Midrange Mage is yet another deck that can be teched in a number of directions. The sample list I’ve provided is light on top end, relying on Alfiq shenanigans to power it through the late game. This comes with the benefit of being able to keep pace from a tempo perspective more consistently and force its opponent into reactive positions. However in a slower meta game where fighting over resources is more crucial, additional top end could certainly be an option.
Average Rating: 7.63
Personal Rating: 7.5
Where Aggro Dagoth is good at punishing greedy decks who are prone to falling behind early, Dominion punishes conservative decks that maintain parity well with an assumed late game inevitability. Aggro Dominion is quite different than the other Aggro decks in this snapshot because it doesn’t overwhelm its opponents with pressure but rather applies it consistently over the entire course of what can be quite a long game. We still describe the deck as Aggro because it uses almost entirely proactive tools and will try to race other Aggro decks when paired against them with the help of its many drain creatures, however Dominion’s game plan isn’t fast per say.

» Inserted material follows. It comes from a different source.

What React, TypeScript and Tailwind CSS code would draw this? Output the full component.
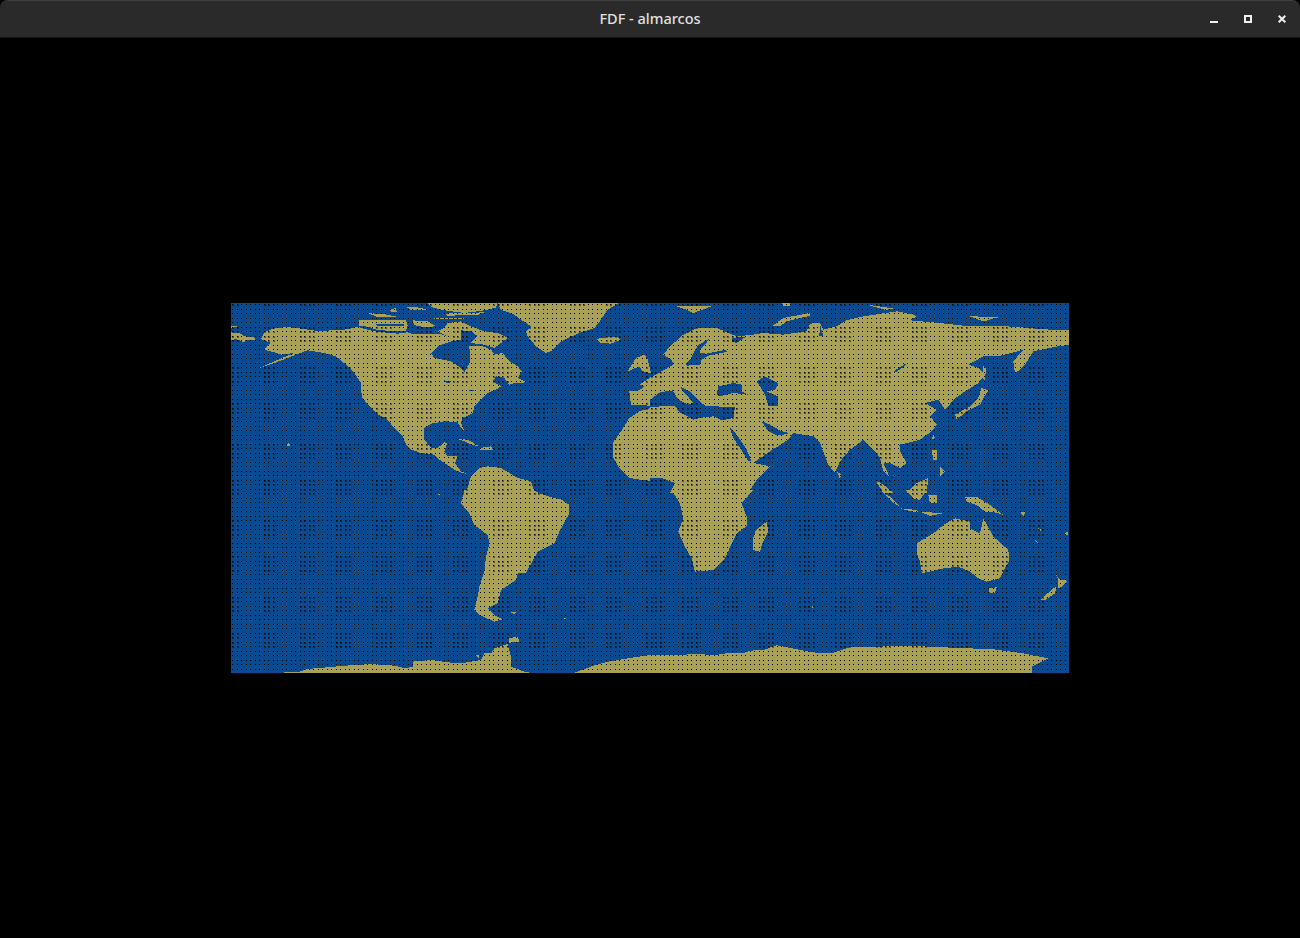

Aggro dominion, particularly the build brought to Masters by Superthx which was teched for a Control heavy bracket, contains an almost comical amount of resource extension, and as a result the deck can and frequently does out value Control decks. As such Dominion is a fantastic choice if you expect to face a lot of Rage Guildsworn, Midrange Tribunal, and the like. The deck has plenty of weaknesses but when the meta is right it can be dominant. At Quakecon we believed Dominion to be Super’s most important deck in both of the matches he played and continue to believe that it was more than capable of sweeping both matches, one of which it did.
Thanks for taking the time to read our meta snapshot! I’m looking forward to following Warpmeta and any other tournaments that pop up over the next few weeks to see how the meta will develop. There is still so much unexplored and I hope to see contributions to the competitive landscape from many of you. Keep brewing and refining!